In the general case, with four point correspondences, one may linearly extract the homography; however, if any of the motion parameters are known or constrained, this may no longer be the case, as the resulting systems of equations often are nonlinear. This poses a new type of problem—can we solve these equations sufficiently fast and accurate? Luckily, many methods from computational algebraic geometry [4] has been used in many computer vision problems, and certain frameworks already exist for how to proceed. One of the earliest, and still used today, was [9].

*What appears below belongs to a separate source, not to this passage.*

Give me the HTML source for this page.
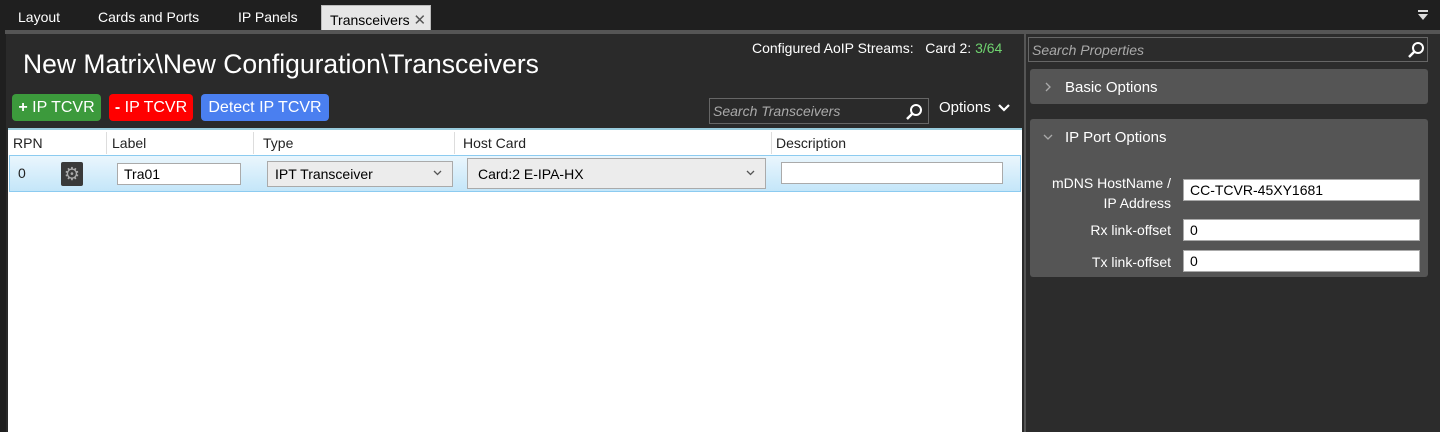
<!DOCTYPE html>
<html><head><style>
*{box-sizing:border-box;margin:0;padding:0}
body{width:1440px;height:432px;overflow:hidden;background:#1f1f1f;font-family:"Liberation Sans",sans-serif;font-size:14px;color:#fff;position:relative}
.a{position:absolute}
.tab{position:absolute;top:9px;font-size:14px;color:#fff}
.btn{position:absolute;top:94px;height:27px;border-radius:4px;font-size:16px;color:#fff;line-height:27px;text-align:center}
.inp{position:absolute;background:#fff;border:1px solid #aaa;color:#000;font-size:14px;padding-left:6px;line-height:20px}
.lbl{position:absolute;right:269px;font-size:14px;color:#fff;text-align:right}
.chev{position:absolute;right:10px;top:50%;margin-top:-4px}
</style></head><body>
<div class="tab" style="left:18px">Layout</div>
<div class="tab" style="left:98px">Cards and Ports</div>
<div class="tab" style="left:238px">IP Panels</div>
<div class="a" style="left:321px;top:5px;width:110px;height:27px;background:#e6e6e6;border:1px solid #bbb;border-bottom:none;color:#000;font-size:14px;padding:5px 0 0 8px">Transceivers <span style="font-size:15px;color:#555">✕</span></div>
<div class="a" style="left:1418px;top:10px;width:10px;height:2px;background:#ddd"></div>
<div class="a" style="left:1418px;top:14px;width:0;height:0;border-left:5px solid transparent;border-right:5px solid transparent;border-top:6px solid #ddd"></div>
<div class="a" style="left:5px;top:30px;width:1435px;height:4px;background:#555"></div>
<div class="a" style="left:6px;top:34px;width:1018px;height:398px;background:#2a2a2a"></div>
<div class="a" style="left:1024px;top:34px;width:2px;height:398px;background:#555"></div>
<div class="a" style="left:1026px;top:34px;width:414px;height:398px;background:#2c2c2c"></div>
<div class="a" style="left:752px;top:40px;font-size:14px">Configured AoIP Streams:&nbsp;&nbsp; Card 2: <span style="color:#6fd36f">3/64</span></div>
<div class="a" style="left:23px;top:49px;font-size:26.5px">New Matrix\New Configuration\Transceivers</div>
<div class="btn" style="left:12px;width:89px;background:#3c9a3c"><b>+</b> IP TCVR</div>
<div class="btn" style="left:109px;width:84px;background:#f00"><b>-</b> IP TCVR</div>
<div class="btn" style="left:201px;width:128px;background:#4a7ff0">Detect IP TCVR</div>
<div class="a" style="left:709px;top:98px;width:220px;height:26px;border:1px solid #666;background:#2a2a2a;color:#aaa;font-style:italic;padding:4px 0 0 3px">Search Transceivers</div>
<svg class="a" style="left:905px;top:103px" width="18" height="18"><circle cx="11" cy="7" r="5" stroke="#fff" stroke-width="2" fill="none"/><line x1="7" y1="11" x2="2" y2="16" stroke="#fff" stroke-width="2.5"/></svg>
<div class="a" style="left:939px;top:99px;font-size:15px">Options</div>
<svg class="a" style="left:997px;top:103px" width="14" height="10"><path d="M2 2 L7 7 L12 2" stroke="#fff" stroke-width="2.2" fill="none"/></svg>
<div class="a" style="left:8px;top:128px;width:1014px;height:304px;background:#fff;border-top:2px solid #9cd"></div>
<div class="a" style="left:8px;top:130px;width:1014px;height:24px;color:#222">
<span class="a" style="left:5px;top:5px">RPN</span>
<span class="a" style="left:98px;top:2px;width:1px;height:22px;background:#ddd"></span><span class="a" style="left:104px;top:5px">Label</span>
<span class="a" style="left:245px;top:2px;width:1px;height:22px;background:#ddd"></span><span class="a" style="left:255px;top:5px">Type</span>
<span class="a" style="left:446px;top:2px;width:1px;height:22px;background:#ddd"></span><span class="a" style="left:455px;top:5px">Host Card</span>
<span class="a" style="left:763px;top:2px;width:1px;height:22px;background:#ddd"></span><span class="a" style="left:768px;top:5px">Description</span>
</div>
<div class="a" style="left:9px;top:155px;width:1012px;height:37px;background:linear-gradient(#eaf6fd,#c4e6f9);border:1px solid #8ccbf0"></div>
<div class="a" style="left:18px;top:165px;color:#222">0</div>
<div class="a" style="left:61px;top:162px;width:22px;height:24px;background:#3a3a3a;border-radius:2px;color:#aaa;font-size:18px;text-align:center;line-height:24px">⚙</div>
<div class="inp" style="left:117px;top:163px;width:124px;height:22px">Tra01</div>
<div class="inp" style="left:267px;top:161px;width:186px;height:26px;background:#ececec;padding-left:7px;line-height:24px">IPT Transceiver<svg class="chev" width="9" height="6"><path d="M1 1L4.5 4.5L8 1" stroke="#555" stroke-width="1.3" fill="none"/></svg></div>
<div class="inp" style="left:467px;top:158px;width:299px;height:31px;background:#ececec;padding-left:10px;line-height:30px">Card:2 E-IPA-HX<svg class="chev" width="9" height="6"><path d="M1 1L4.5 4.5L8 1" stroke="#555" stroke-width="1.3" fill="none"/></svg></div>
<div class="inp" style="left:781px;top:162px;width:222px;height:22px"></div>
<div class="a" style="left:1028px;top:37px;width:400px;height:25px;border:1px solid #666;color:#aaa;font-style:italic;padding:4px 0 0 3px">Search Properties</div>
<svg class="a" style="left:1407px;top:41px" width="18" height="18"><circle cx="11" cy="7" r="5" stroke="#fff" stroke-width="2" fill="none"/><line x1="7" y1="11" x2="2" y2="16" stroke="#fff" stroke-width="2.5"/></svg>
<div class="a" style="left:1030px;top:69px;width:398px;height:35px;background:#555;border-radius:3px"></div>
<svg class="a" style="left:1045px;top:82px" width="6" height="10"><path d="M1 1L5 5L1 9" stroke="#aaa" stroke-width="1.3" fill="none"/></svg>
<div class="a" style="left:1065px;top:79px;font-size:15px">Basic Options</div>
<div class="a" style="left:1030px;top:119px;width:398px;height:158px;background:#555;border-radius:3px"></div>
<svg class="a" style="left:1043px;top:134px" width="10" height="6"><path d="M1 1L5 5L9 1" stroke="#aaa" stroke-width="1.3" fill="none"/></svg>
<div class="a" style="left:1065px;top:129px;font-size:15px">IP Port Options</div>
<div class="lbl" style="top:173px;line-height:20px">mDNS HostName /<br>IP Address</div>
<div class="inp" style="left:1183px;top:179px;width:237px;height:22px">CC-TCVR-45XY1681</div>
<div class="lbl" style="top:222px">Rx link-offset</div>
<div class="inp" style="left:1183px;top:219px;width:237px;height:22px">0</div>
<div class="lbl" style="top:254px">Tx link-offset</div>
<div class="inp" style="left:1183px;top:250px;width:237px;height:22px">0</div>
</body></html>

This paper is a revised journal version of [25], where we will consider the general planar motion model with unknown radial distortion, and devise a polynomial solver that can accurately recover the motion and distortion parameters in real-time applications. Furthermore, we propose a planar motion compatible minimal two point solver with radial distortion when the tilt angles are known. This situation arises when the tilt is pre-calibrated or can be accessed using external sensors, such as an IMU to extract the gravity direction. For indoor scenarios, assuming that the gravity direction is aligned with the floor normal—which often is a valid approximation—is equivalent to knowing the tilt angles. There are situations where similar assumptions can be made, without significant loss in accuracy, e.g. aerial imagery. Regardless of the situation, radial distortion is necessary to account for in any accurate VO pipeline, and is often done in a pre-calibration step, where the distortion parameters are obtained. By incorporating the parameter in the homography estimation process, we hope to eliminate this pre-processing step.

2 Related Work

2.1 Homography Estimation

The Direct Linear Transform (DLT) equations is a linear system of equations to extract a homography \(\varvec{H}\) given a number of point correspondences. In the general setting, with eight degrees of freedom, the minimal case requires four point correspondences. To see this, let us consider a single pair of point correspondences on a common scene plane, denoted by \(\varvec{x}\leftrightarrow \hat{\varvec{x}}\). They are related by a homography \(\varvec{H}\) as \(\lambda \hat{\varvec{x}}=\varvec{Hx}\), for some scalar \(\lambda \ne 0\). Equivalently, we may express this as \(\hat{\varvec{x}}\times \varvec{H}\varvec{x}=\varvec{0}\), thus eliminating the scale parameter \(\lambda \), or,

$$\begin{aligned} \begin{bmatrix} \varvec{0} &{} -\hat{w}\varvec{x}^{T} &{} \hat{y}\varvec{x}^{T}\\ \hat{w}\varvec{x}^{T} &{} \varvec{0} &{} -\hat{x}\varvec{x}^{T}\\ -\hat{y}\varvec{x}^{T} &{} \hat{x}\varvec{x}^{T}&{} \varvec{0} \end{bmatrix} \begin{bmatrix} \varvec{h}_1 \\ \varvec{h}_2 \\ \varvec{h}_3 \\ \end{bmatrix} =\varvec{0}, \end{aligned}$$
(1)

assuming homogeneous coordinates, i.e. \(\varvec{x}=[x,\,y,\,w]^{T}\) and \(\hat{\varvec{x}}=[\hat{x},\,\hat{y},\,\hat{w}]^{T}\), respectively. Here \(\varvec{h}_k^{T}\) is the k:th row of the homography matrix \(\varvec{H}\). As the cross product introduces a linear dependence, only two of the equations are necessary, hence explaining why four point correspondences are minimal in the general case. Thus, using four point correspondences the problem can be transformed into finding the one-dimensional null space \(\varvec{h} = [\varvec{h}_1^{T}\; \varvec{h}_2^{T}\; \varvec{h}_3^{T}]^T\), which is typically obtained using SVD of the coefficient matrix.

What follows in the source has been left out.